The suspense is rising to a climax.  By no means everyone we had regarded as “good” Dutch have stuck to their faith in the English; by no means everyone think the English bluff a masterly piece of strategy, oh no, the people want to see deeds at last, great, heroic deeds.  Nobody sees beyond his own nose, no one thinks that the English are fighting for their own land and their own people, everyone thinks that it’s their duty to save Holland, as quickly and as well as they can.

What obligations have the English towards us?  How have the Dutch earned the generous help that they seem so explicitly to expect?”

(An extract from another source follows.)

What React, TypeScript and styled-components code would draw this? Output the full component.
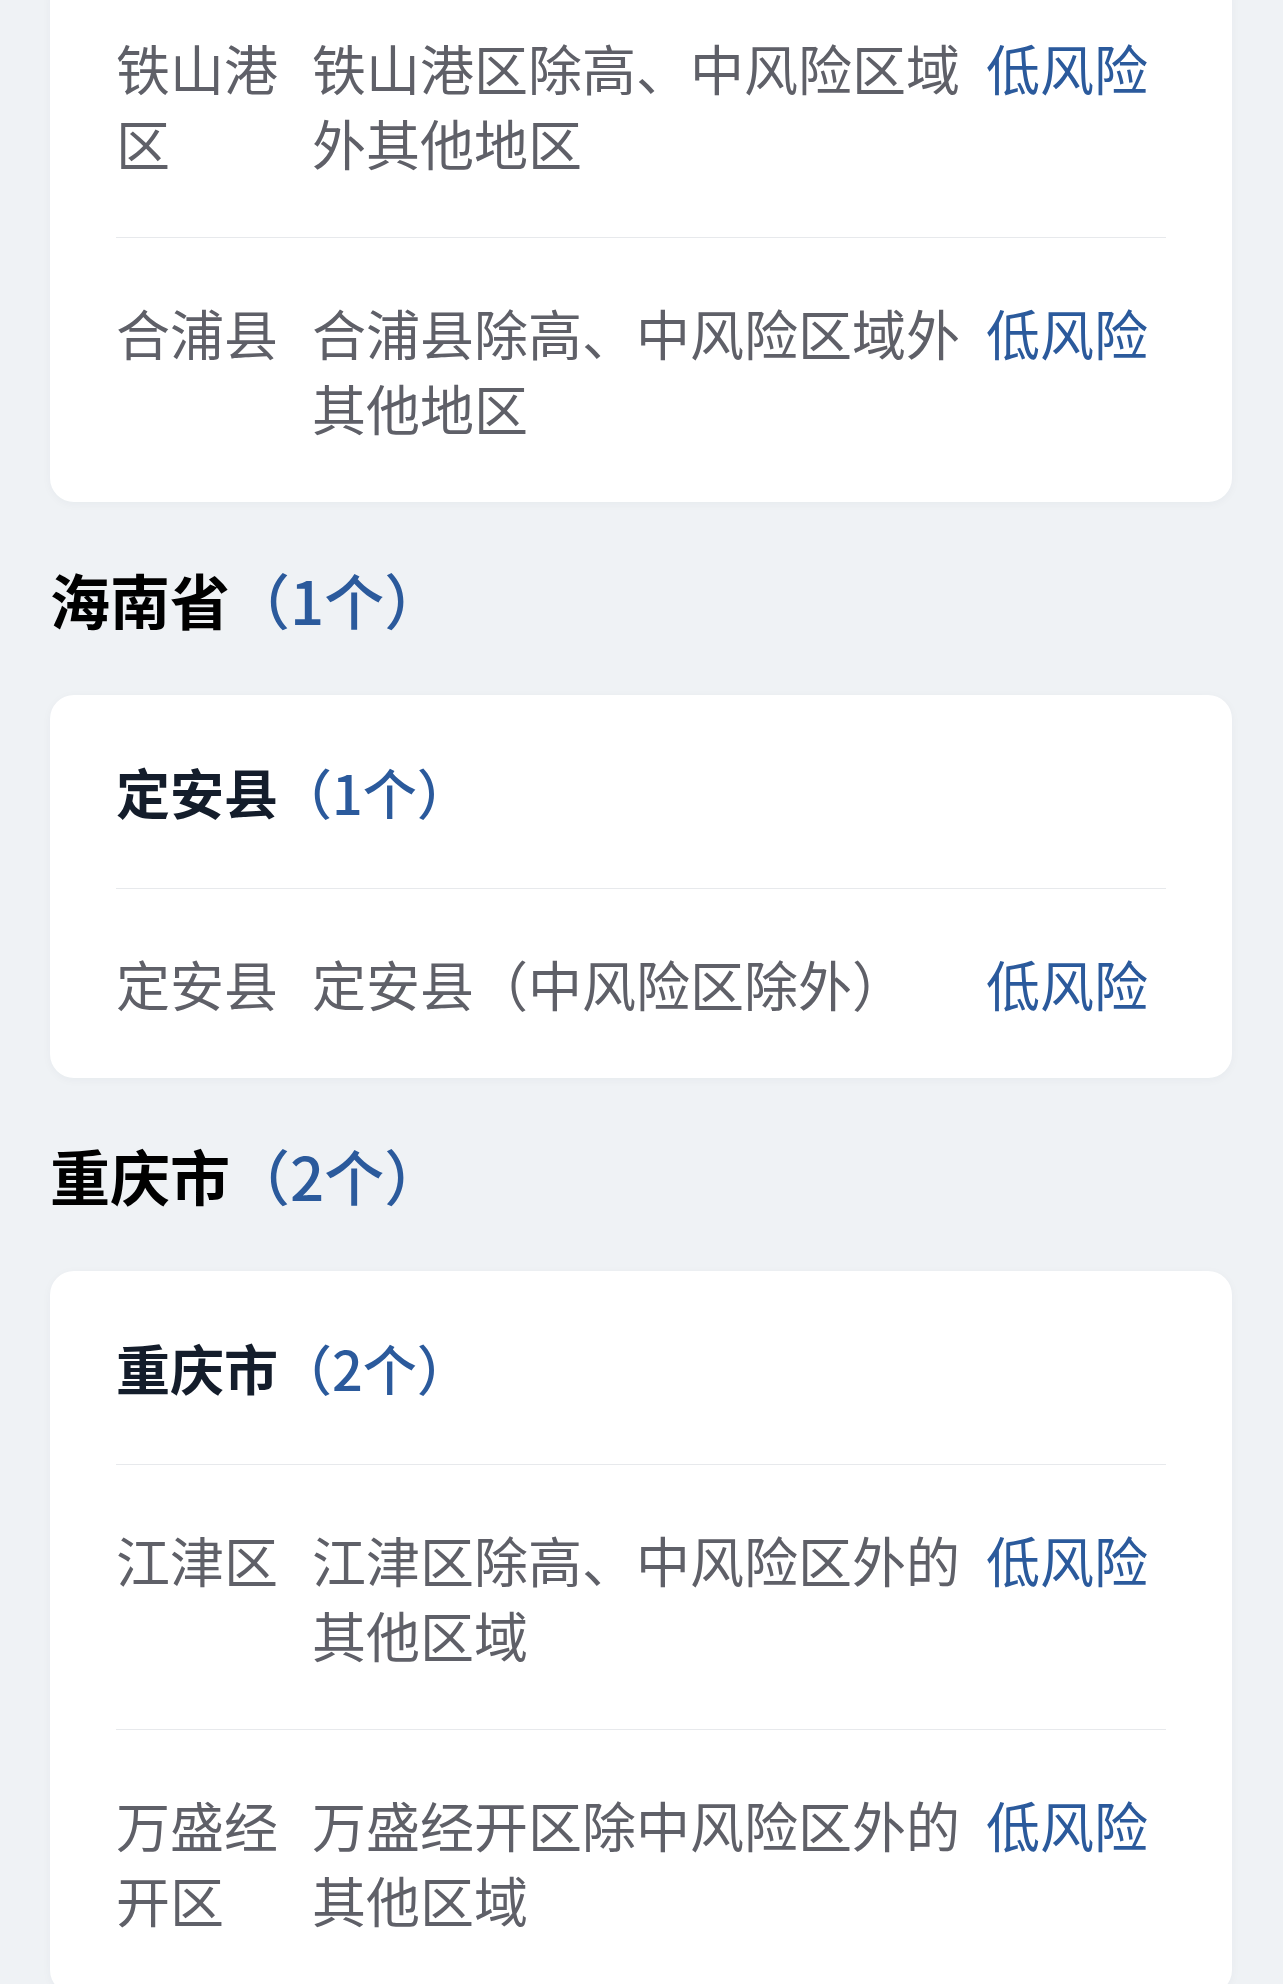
import styled, { createGlobalStyle } from 'styled-components';

const GlobalStyle = createGlobalStyle`
  html, body {
    margin: 0;
    padding: 0;
    background: #eff2f5;
  }
  body {
    font-family: "Noto Sans CJK SC", "Noto Sans", sans-serif;
  }
`;

const Page = styled.div`
  margin-top: -28px;
  padding: 0 51px 0 50px;
  background: #eff2f5;
  min-height: 2100px;
`;

const ProvinceTitle = styled.h2`
  margin: 0;
  padding: 59px 0;
  font-size: 60px;
  line-height: 75px;
  font-weight: 700;
  color: #000;
`;

const Count = styled.span`
  font-weight: 500;
  color: #2b5a9c;
`;

const Card = styled.div`
  background: #fff;
  border-radius: 24px;
  padding: 0 66px;
  box-shadow: 0 2px 10px rgba(30, 50, 80, 0.04);
`;

const CityTitle = styled.div`
  padding: 59px 0;
  font-size: 54px;
  line-height: 75px;
  font-weight: 700;
  color: #141d2b;
`;

const Row = styled.div`
  display: flex;
  align-items: flex-start;
  border-top: 1px solid #e7e9ec;
  padding: 57px 0;
  font-size: 54px;
  line-height: 75px;
  color: #5f6068;
`;

const Area = styled.div`
  width: 163px;
  margin-right: 33px;
  flex-shrink: 0;
`;

const Desc = styled.div`
  flex: 1;
  min-width: 0;
`;

const Level = styled.div`
  width: 180px;
  flex-shrink: 0;
  color: #2b5a9c;
`;

type Item = { area: string; desc: string; level: string };

type City = { name?: string; count?: number; items: Item[] };

type Province = { name?: string; count?: number; cities: City[] };

const data: Province[] = [
  {
    cities: [
      {
        items: [
          { area: '铁山港区', desc: '铁山港区除高、中风险区域外其他地区', level: '低风险' },
          { area: '合浦县', desc: '合浦县除高、中风险区域外其他地区', level: '低风险' },
        ],
      },
    ],
  },
  {
    name: '海南省',
    count: 1,
    cities: [
      {
        name: '定安县',
        count: 1,
        items: [{ area: '定安县', desc: '定安县（中风险区除外）', level: '低风险' }],
      },
    ],
  },
  {
    name: '重庆市',
    count: 2,
    cities: [
      {
        name: '重庆市',
        count: 2,
        items: [
          { area: '江津区', desc: '江津区除高、中风险区外的其他区域', level: '低风险' },
          { area: '万盛经开区', desc: '万盛经开区除中风险区外的其他区域', level: '低风险' },
        ],
      },
    ],
  },
];

const App = () => {
  return (
    <>
      <GlobalStyle />
      <Page>
        {data.map((p, i) => (
          <section key={i}>
            {p.name && (
              <ProvinceTitle>
                {p.name}
                <Count>（{p.count}个）</Count>
              </ProvinceTitle>
            )}
            {p.cities.map((c, j) => (
              <Card key={j}>
                {c.name && (
                  <CityTitle>
                    {c.name}
                    <Count>（{c.count}个）</Count>
                  </CityTitle>
                )}
                {c.items.map((it, k) => (
                  <Row key={k}>
                    <Area>{it.area}</Area>
                    <Desc>{it.desc}</Desc>
                    <Level>{it.level}</Level>
                  </Row>
                ))}
              </Card>
            ))}
          </section>
        ))}
      </Page>
    </>
  );
};

export default App;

We also see in Anne’s own words her struggles as a teenage girl who does not feel ‘daughterly love’ for her mother.  Also, her sexual desires are emerging and she yearns to have one person with whom she can confide everything.  She seeks this relationship with a fellow teenager, Peter, who is in hiding with them but ultimately only finds it in her diary she calls Kitty.  Her words show us the depths of her struggles in a July 1944 entry:

“How can I make it clear to him that what appears easy and attractive will drag him down into the depths, depths where there is no comfort to be found, no friends and no beauty, depths from which it is almost impossible to raise oneself?

We all live, but we don’t know the why or the wherefore.  We all live with the object of being happy; our lives are all different and yet the same.  We three (herself, Peter and Margot) have been brought up in good circles, we have the chance to learn, the possibility of attaining something, we have all reason to hope for much happiness, but… we must earn it for ourselves.  And that is never easy.  You must work and do good, not be lazy and gamble, if you wish to earn happiness.  Laziness may appear attractive, but work gives satisfaction.”

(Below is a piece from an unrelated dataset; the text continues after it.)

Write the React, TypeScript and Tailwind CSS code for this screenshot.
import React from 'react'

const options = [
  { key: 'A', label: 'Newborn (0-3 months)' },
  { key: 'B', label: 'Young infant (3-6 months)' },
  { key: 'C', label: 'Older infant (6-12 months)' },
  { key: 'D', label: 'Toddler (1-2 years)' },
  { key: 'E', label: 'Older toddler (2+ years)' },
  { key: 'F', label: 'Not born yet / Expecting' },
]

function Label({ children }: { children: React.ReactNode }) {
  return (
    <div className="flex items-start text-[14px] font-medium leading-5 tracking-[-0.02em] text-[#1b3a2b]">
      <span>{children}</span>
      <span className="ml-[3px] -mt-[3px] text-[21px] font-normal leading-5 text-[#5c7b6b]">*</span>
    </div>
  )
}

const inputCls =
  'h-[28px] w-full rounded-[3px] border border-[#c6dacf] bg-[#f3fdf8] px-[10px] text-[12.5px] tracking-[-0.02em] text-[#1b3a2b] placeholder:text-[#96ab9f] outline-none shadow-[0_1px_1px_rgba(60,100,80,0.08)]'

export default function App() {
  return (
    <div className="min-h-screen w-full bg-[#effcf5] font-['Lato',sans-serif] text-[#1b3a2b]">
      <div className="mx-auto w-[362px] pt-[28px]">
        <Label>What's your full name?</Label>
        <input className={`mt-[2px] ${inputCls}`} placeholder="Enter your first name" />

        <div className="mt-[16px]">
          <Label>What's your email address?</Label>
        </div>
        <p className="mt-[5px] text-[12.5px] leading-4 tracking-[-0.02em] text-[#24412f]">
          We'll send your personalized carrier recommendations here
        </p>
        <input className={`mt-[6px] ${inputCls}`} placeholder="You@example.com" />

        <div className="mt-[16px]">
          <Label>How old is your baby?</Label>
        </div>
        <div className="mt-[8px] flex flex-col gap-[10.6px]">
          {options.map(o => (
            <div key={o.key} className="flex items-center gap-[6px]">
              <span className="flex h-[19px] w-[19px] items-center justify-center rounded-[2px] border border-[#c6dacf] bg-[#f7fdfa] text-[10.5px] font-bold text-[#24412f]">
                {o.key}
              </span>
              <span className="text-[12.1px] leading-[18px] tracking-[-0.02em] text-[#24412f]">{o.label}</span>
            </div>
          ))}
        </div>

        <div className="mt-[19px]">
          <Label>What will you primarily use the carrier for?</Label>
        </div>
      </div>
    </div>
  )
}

Another entry speaks of her feelings on her parents:

“Daddy and Mummy have always thoroughly spoiled me, were sweet to me, defended me, and have done all that parents could do.  And yet I’ve felt so terribly lonely for a long time, so left out, neglected, and misunderstood… How is it Daddy was never any support to me in my struggle, why did he completely miss the mark when he wanted to offer me a helping hand?”

She chronicles her thoughts and her experiences until August 1, 1944.  On August 4, 1944, the Grune Polezi raided the “Secret Annexe.”  They had been betrayed.  All were arrested and sent to Dutch and German concentration camps.  Anne’s father, Otto Frank was the only survivor of their family and only two of the other occupants survived the Dutch concentration camps.

  • Anne Frank died of typhus in the concentration camp Bergen-Belsen.  She died two weeks before the camp was liberated and two months before all of Holland was liberated and three months before her sixteenth birthday.